Джио шагает первым, прямо на юг. Узкая тропинка ведет нас назад к гребню. Прошлой ночью снег шел всего час, а я с трудом узнаю местность, где угробил шесть недель своей жизни. Рельеф скрадывается. Зелень еще маячит призраком там, где нагретый солнцем скальный выступ все же растапливает снег. В таком наряде провал кажется менее отвесным, камень не таким суровым: мы покидаем его в момент, когда он выглядит чуть добрее. Чистая иллюзия. Солнце светит, но к моменту пробуждения температура упала градусов на пятнадцать. За ночь осень прикончила лето. Никто, кроме Джио, не догадывался, что она так близко подберется к лагерю, никого не разбудив.

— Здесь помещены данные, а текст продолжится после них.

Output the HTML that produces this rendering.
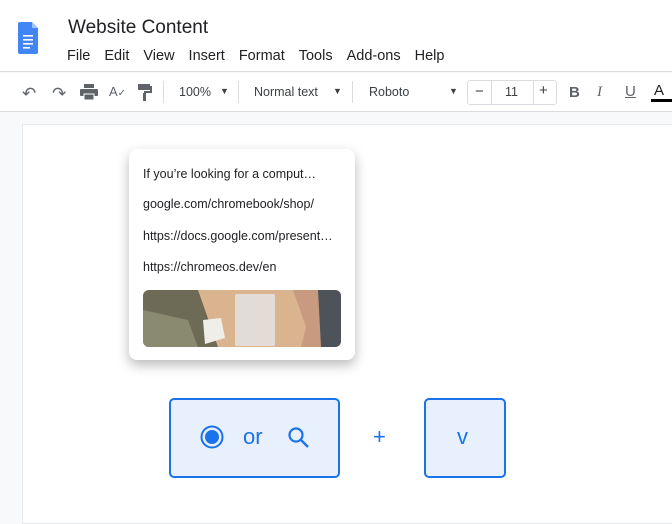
<!DOCTYPE html>
<html><head><style>
*{margin:0;padding:0;box-sizing:border-box}
body{width:672px;height:512px;overflow:hidden;background:#f8f9fa;font-family:"Liberation Sans",Arial,sans-serif;position:relative;color:#202124}
.a{position:absolute}
.hdr{left:0;top:0;width:672px;height:72px;background:#fff;border-bottom:1px solid #dadce0}
.tb{left:0;top:73px;width:672px;height:39px;background:#fff;border-bottom:1px solid #dadce0}
.menu span{margin-right:14px}
.t{font-size:12.5px;color:#3c4043}
.sep{width:1px;height:22px;background:#dadce0;top:81px}
.doc{left:22px;top:124px;width:660px;height:400px;background:#fff;border:1px solid #e8eaed}
.card{left:129px;top:149px;width:226px;height:211px;background:#fff;border-radius:8px;box-shadow:0 5px 12px rgba(0,0,0,.28)}
.card div{position:absolute;left:14px;font-size:12.5px;color:#202124}
.key{border:2px solid #1a73e8;background:#e8f0fe;border-radius:5px}
</style></head><body>
<div class="a hdr"></div>
<svg class="a" style="left:18px;top:22px" width="20" height="36" viewBox="0 0 20 36"><path d="M2 0h12l6 6v24a2 2 0 0 1-2 2H2a2 2 0 0 1-2-2V2a2 2 0 0 1 2-2z" fill="#4285f4"/><path d="M14 0v6h6z" fill="#a1c2fa"/><rect x="5" y="13" width="10" height="1.6" fill="#fff"/><rect x="5" y="17" width="10" height="1.6" fill="#fff"/><rect x="5" y="21" width="10" height="1.6" fill="#fff"/><rect x="5" y="25" width="7" height="1.6" fill="#fff"/></svg>
<div class="a" style="left:68px;top:17px;font-size:19px;color:#202124">Website Content</div>
<div class="a menu" style="left:67px;top:48px;font-size:14.5px;color:#202124"><span>File</span><span>Edit</span><span>View</span><span>Insert</span><span>Format</span><span>Tools</span><span>Add-ons</span><span>Help</span></div>
<div class="a tb"></div>
<div class="a t" style="left:22px;top:84px;font-size:17px;color:#5f6368">↶</div>
<div class="a t" style="left:52px;top:84px;font-size:17px;color:#5f6368">↷</div>
<svg class="a" style="left:80px;top:84px" width="18" height="16"><rect x="4" y="0" width="10" height="4" fill="#5f6368"/><rect x="0" y="5" width="18" height="7" rx="1" fill="#5f6368"/><rect x="4" y="10" width="10" height="6" fill="#5f6368" stroke="#fff"/></svg>
<div class="a t" style="left:109px;top:84px;font-size:13px;color:#5f6368">A<span style="font-size:10px">✓</span></div>
<svg class="a" style="left:138px;top:84px" width="14" height="18"><rect x="0" y="0" width="12" height="6" fill="#5f6368"/><rect x="12" y="2" width="2" height="6" fill="#5f6368"/><rect x="6" y="7" width="8" height="2" fill="#5f6368"/><rect x="5" y="9" width="3" height="8" fill="#5f6368"/></svg>
<div class="a sep" style="left:163px"></div>
<div class="a t" style="left:179px;top:85px">100%</div><div class="a t" style="left:220px;top:86px;font-size:9px">▼</div>
<div class="a sep" style="left:238px"></div>
<div class="a t" style="left:254px;top:85px">Normal text</div><div class="a t" style="left:333px;top:86px;font-size:9px">▼</div>
<div class="a sep" style="left:352px"></div>
<div class="a t" style="left:369px;top:85px">Roboto</div><div class="a t" style="left:449px;top:86px;font-size:9px">▼</div>
<div class="a" style="left:467px;top:80px;width:90px;height:25px;border:1px solid #dadce0;border-radius:3px"></div>
<div class="a" style="left:491px;top:80px;width:1px;height:25px;background:#dadce0"></div>
<div class="a" style="left:533px;top:80px;width:1px;height:25px;background:#dadce0"></div>
<div class="a t" style="left:475px;top:83px;font-size:15px">−</div>
<div class="a t" style="left:505px;top:85px">11</div>
<div class="a t" style="left:539px;top:82px;font-size:15px">+</div>
<div class="a" style="left:569px;top:84px;font-size:15px;font-weight:bold;color:#5f6368">B</div>
<div class="a" style="left:597px;top:84px;font-size:15px;font-style:italic;font-family:'Liberation Serif',serif;color:#5f6368">I</div>
<div class="a" style="left:625px;top:83px;font-size:15px;text-decoration:underline;color:#5f6368">U</div>
<div class="a" style="left:654px;top:82px;font-size:15px;color:#202124">A</div>
<div class="a" style="left:651px;top:99px;width:21px;height:3px;background:#000"></div>
<div class="a doc"></div>
<div class="a card">
<div style="top:18px">If you’re looking for a comput…</div>
<div style="top:48px">google.com/chromebook/shop/</div>
<div style="top:80px">https://docs.google.com/present…</div>
<div style="top:111px">https://chromeos.dev/en</div>
<svg class="a" style="left:14px;top:141px;width:198px;height:57px;border-radius:6px" viewBox="0 0 198 57" preserveAspectRatio="none"><rect width="198" height="57" fill="#d9b48e"/><path d="M0 0h55l20 57H0z" fill="#6d6a55"/><path d="M0 20l45 10 10 27H0z" fill="#8a8a70"/><rect x="92" y="4" width="40" height="52" rx="2" fill="#e3dcd6"/><path d="M60 30l18-2 4 20-20 6z" fill="#f0eee8"/><path d="M150 0h48v57h-40l5-20z" fill="#c89a80"/><path d="M175 0h23v57h-20z" fill="#4d5358"/></svg>
</div>
<div class="a key" style="left:169px;top:398px;width:171px;height:80px"></div>
<svg class="a" style="left:200px;top:425px" width="24" height="24"><circle cx="12" cy="12" r="10.5" fill="none" stroke="#1a73e8" stroke-width="2"/><circle cx="12" cy="12" r="7" fill="#1a73e8"/></svg>
<div class="a" style="left:243px;top:424px;font-size:22px;color:#1a73e8">or</div>
<svg class="a" style="left:287px;top:426px" width="24" height="24"><circle cx="9" cy="9" r="6.5" fill="none" stroke="#1a73e8" stroke-width="2.2"/><path d="M14 14l7 7" stroke="#1a73e8" stroke-width="2.4"/></svg>
<div class="a" style="left:373px;top:424px;font-size:22px;color:#1a73e8">+</div>
<div class="a key" style="left:424px;top:398px;width:82px;height:80px"></div>
<div class="a" style="left:457px;top:424px;font-size:22px;color:#1a73e8">v</div>
</body></html>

Экспедиция окончена. Как и остальные, я дал клятву слушаться Джио. Я не хочу заставлять их снова давать мне отсрочку, хотя мне кажется, что мы близки к победе. Солнце обожгло их сетчатку, ладони сжимают пригоршню мозолей. С них довольно.
Шагом опытных альпинистов, размеренно, мы спускаемся длинными зигзагами по наклонной осыпи. Через два часа поднимаемся на гребень в том самом месте, где полтора месяца назад проникли в этот цирк. Голова идет кругом. На этот раз не от бездны под ногами и уходящей в пустоту железной тропы. Нет, сам того не сознавая, я изменился. Голова теперь кружится не от вертикали, а от горизонтали. Это синдром узника, внезапно отпущенного на волю и паникующего от отсутствия привычных коридоров и стен. Взгляд не тычется в каменную ограду, а летит в бесконечность. Там, внизу, долгий путь, ведущий в страну пастухов, кое-где — кучки овец, похожие на огромные пионы. На горизонте взор останавливает черный лес. Ему на смену подключается воображение, летит дальше по тропе, которая служила нам для подъема, ускоряется под воздействием силы тяжести, все быстрей устремляясь под гору, прыгает с камня на камень, с корня на корень, вот мы у моста из круглых бревен, среди сосен, дальше — деревня. И наконец автобус, тот самый автобус, что, клацая поршнями, везет к морю, к ровной земле — под запах смазки и истертой рыжей кожи.